Tanzania continues expanding the Port of Dar es Salaam while aggressively courting logistics and manufacturing investments. Djibouti has positioned itself as a sophisticated logistics and military-commercial hub serving the Horn of Africa. Rwanda is investing heavily in inland logistics competitiveness. Ethiopia is seeking alternative maritime corridors with growing determination. Even smaller Indian Ocean economies increasingly understand that future maritime wealth lies not only in handling cargo, but in controlling supply chains and industrial value addition.
Kenya cannot continue relying solely on historical advantages.
The future belongs to countries that integrate ports, logistics, manufacturing, digital trade systems, energy infrastructure, and industrial policy into one coherent economic machine. That is precisely what Tangier Med achieved. The Moroccan model succeeded because port development was synchronized with industrial policy, customs efficiency, transport connectivity, and global investor confidence.
Miritini can still become that catalyst for Kenya.
But this requires the Mombasa Investment Corporation to evolve from a mere landholding entity into a proactive investment mobilization institution. The corporation must aggressively market the zone internationally, pursue anchor investors, develop modern industrial infrastructure, and establish transparent investor frameworks capable of competing with the best SEZs in Africa and the Middle East.

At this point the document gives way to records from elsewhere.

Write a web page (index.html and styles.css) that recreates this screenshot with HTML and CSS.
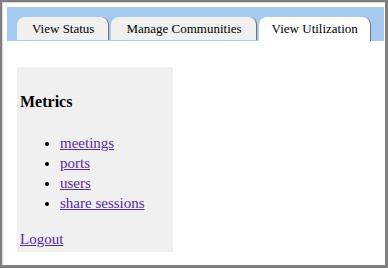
FILE: index.html
```html
<!DOCTYPE html>
<html lang="en">
<head>
    <meta charset="UTF-8">
    <title>View Utilization</title>
    <link rel="stylesheet" href="styles.css">
</head>
<body>
    <div class="frame">
        <div class="tab-bar">
            <a class="tab">View Status</a>
            <a class="tab">Manage Communities</a>
            <a class="tab active">View Utilization</a>
        </div>
        <div class="page">
            <div class="sidebar">
                <h3 class="sidebar-title">Metrics</h3>
                <ul class="metric-list">
                    <li><a href="#meetings">meetings</a></li>
                    <li><a href="#ports">ports</a></li>
                    <li><a href="#users">users</a></li>
                    <li><a href="#sessions">share sessions</a></li>
                </ul>
                <a class="logout" href="#logout">Logout</a>
            </div>
        </div>
    </div>
</body>
</html>
```

FILE: styles.css
```css
html, body {
    margin: 0;
    padding: 0;
}
body {
    font-family: "Liberation Serif", "Times New Roman", serif;
    color: #000;
    background: #fff;
}
.frame {
    box-sizing: border-box;
    width: 388px;
    height: 268px;
    border-style: solid;
    border-color: #808080;
    border-width: 2px 3px 3px 2px;
    padding: 5px 1px 0 5px;
    overflow: hidden;
    box-shadow: inset 1px 1px 0 #d8d8d8;
}
.tab-bar {
    display: flex;
    align-items: flex-start;
    gap: 2px;
    height: 34px;
    box-sizing: border-box;
    padding: 10px 0 0 10px;
    background: #a6caf0;
}
.tab {
    display: flex;
    align-items: center;
    height: 23px;
    padding: 0 14px 0 15px;
    font-size: 13px;
    color: #000;
    background: #f0f0f0;
    border-right: 1px solid #6f6f6f;
    border-radius: 8px 8px 0 0;
    white-space: nowrap;
}
.tab.active {
    height: 24px;
    padding: 0 12px 0 13px;
    background: #fff;
}
.page {
    padding: 26px 0 0 10px;
}
.sidebar {
    width: 150px;
    padding: 26px 3px 3px 3px;
    background: #f0f0f0;
    font-size: 15px;
}
.sidebar a {
    color: #5a2a9a;
    text-decoration: underline;
}
.sidebar-title {
    margin: 0;
    font-size: 16px;
    line-height: 18px;
    font-weight: bold;
}
.metric-list {
    margin: 22px 0 0 0;
    padding-left: 40px;
}
.metric-list li {
    line-height: 20px;
}
.logout {
    display: block;
    margin-top: 16px;
    line-height: 20px;
}
```
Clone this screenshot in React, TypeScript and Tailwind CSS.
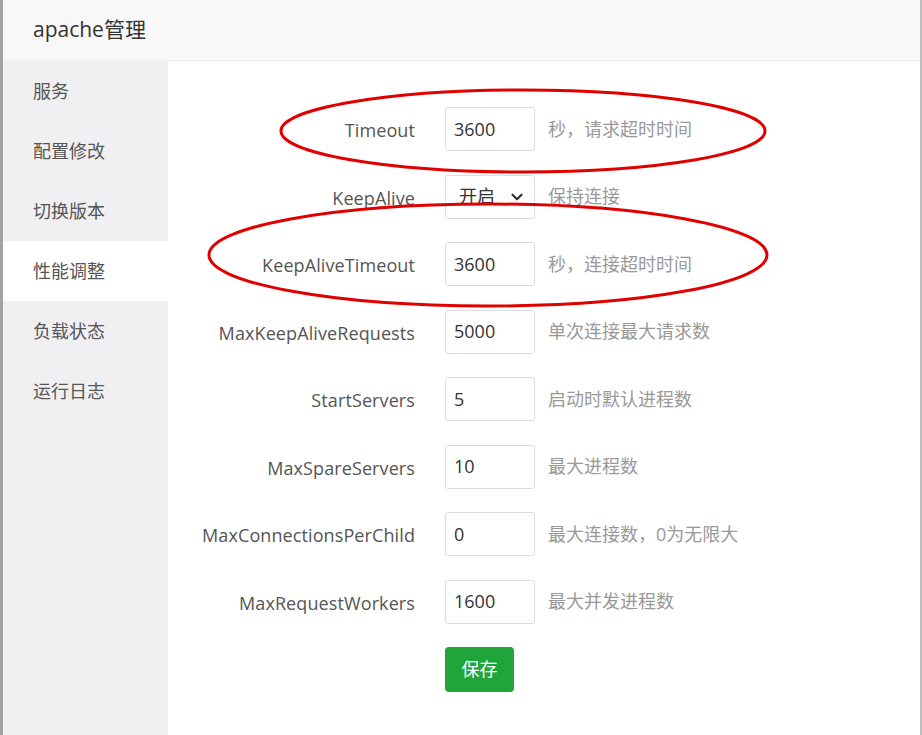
import { ChevronDown } from "lucide-react";

const FONT = { fontFamily: '"Open Sans", "Noto Sans CJK SC", sans-serif' };

const MENU = ["服务", "配置修改", "切换版本", "性能调整", "负载状态", "运行日志"];

type Row = { label: string; value: string; hint: string; select?: boolean };

const ROWS: Row[] = [
  { label: "Timeout", value: "3600", hint: "秒，请求超时时间" },
  { label: "KeepAlive", value: "开启", hint: "保持连接", select: true },
  { label: "KeepAliveTimeout", value: "3600", hint: "秒，连接超时时间" },
  { label: "MaxKeepAliveRequests", value: "5000", hint: "单次连接最大请求数" },
  { label: "StartServers", value: "5", hint: "启动时默认进程数" },
  { label: "MaxSpareServers", value: "10", hint: "最大进程数" },
  { label: "MaxConnectionsPerChild", value: "0", hint: "最大连接数，0为无限大" },
  { label: "MaxRequestWorkers", value: "1600", hint: "最大并发进程数" },
];

function FormRow({ row }: { row: Row }) {
  return (
    <div className="flex items-center h-[44px]">
      <div className="w-[247px] text-right text-[18px] text-[#555] pt-[3px] tracking-[0.1px]">{row.label}</div>
      {row.select ? (
        <div className="ml-[30px] w-[90px] h-[44px] border border-[#ddd] rounded-[3px] flex items-center justify-between pl-[13px] pr-[8px] text-[18px] text-[#333]">
          <span>{row.value}</span>
          <ChevronDown size={18} strokeWidth={3} className="text-[#333]" />
        </div>
      ) : (
        <div className="ml-[30px] w-[90px] h-[44px] border border-[#ddd] rounded-[3px] flex items-center px-[8px] text-[18px] text-[#333]">
          {row.value}
        </div>
      )}
      <div className="ml-[13px] text-[18px] text-[#999]">{row.hint}</div>
    </div>
  );
}

export default function App() {
  return (
    <div className="relative w-[922px] h-[735px] flex bg-white overflow-hidden" style={FONT}>
      <div className="w-[3px] bg-[#a3a3a3]" />
      <div className="flex-1 flex flex-col">
        <div className="h-[61px] bg-[#f8f8f8] border-b border-[#eee] flex items-center pl-[30px] text-[21px] text-[#333]">
          apache管理
        </div>
        <div className="flex-1 flex">
          <div className="w-[165px] bg-[#f0f0f2] flex flex-col">
            {MENU.map((m) => (
              <div
                key={m}
                className={`h-[60px] flex items-center pl-[30px] text-[18px] text-[#555] ${
                  m === "性能调整" ? "bg-white" : ""
                }`}
              >
                {m}
              </div>
            ))}
          </div>
          <div className="flex-1 bg-white pt-[46px] flex flex-col gap-[23.5px]">
            {ROWS.map((r) => (
              <FormRow key={r.label} row={r} />
            ))}
            <div className="pl-[277px]">
              <button className="w-[69px] h-[45px] bg-[#20a53a] rounded-[4px] text-white text-[18px]">
                保存
              </button>
            </div>
          </div>
        </div>
      </div>
      <div className="w-[2px] bg-[#bdbdbd]" />
      <svg className="absolute inset-0 pointer-events-none" width="922" height="735">
        <ellipse cx="523" cy="131" rx="242" ry="41" fill="none" stroke="#e00000" strokeWidth="3" />
        <ellipse cx="488" cy="255" rx="279" ry="51" fill="none" stroke="#e00000" strokeWidth="3" />
      </svg>
    </div>
  );
}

The Government of Kenya must also treat the Miritini SEZ as a national strategic project, not a dormant local asset. Treasury incentives, customs efficiency, energy reliability, and transport integration must all align to make the zone globally competitive. Investors do not choose industrial destinations based on speeches; they choose based on speed, predictability, infrastructure, and policy certainty.
Equally important is the role of the Kenya Ports Authority. The future success of the Port of Mombasa depends not only on how many ships dock at the harbor, but on how much industrial and logistical value is generated around the port ecosystem. A thriving Miritini industrial park would increase cargo volumes, create export industries, deepen shipping connectivity, and strengthen Kenya’s position as the gateway to East and Central Africa.
The economic implications for the Coast region would be transformative. For decades, Mombasa has suffered from a paradox: hosting one of Africa’s busiest ports while simultaneously battling unemployment, inequality, and declining industrial activity. A fully operational Miritini SEZ could reignite industrialization at the Coast, stimulate small and medium enterprises, expand technical employment, and restore confidence in the region’s economic future.
This is why the continued idleness of the 526-acre industrial park is so deeply troubling.
Every year of delay represents lost jobs, lost exports, lost foreign direct investment, and lost regional competitiveness. In the harsh reality of global trade, idle infrastructure quickly becomes irrelevant infrastructure. The world does not wait for countries trapped in bureaucratic inertia.
Kenya stands at a crossroads. It can either continue treating Mombasa as a traditional cargo port, or it can build an integrated maritime-industrial ecosystem capable of rivaling the great logistics hubs of the developing world.
The choice should already be obvious.
Miritini must become the Tangier Med of East Africa—not in rhetoric, but in reality.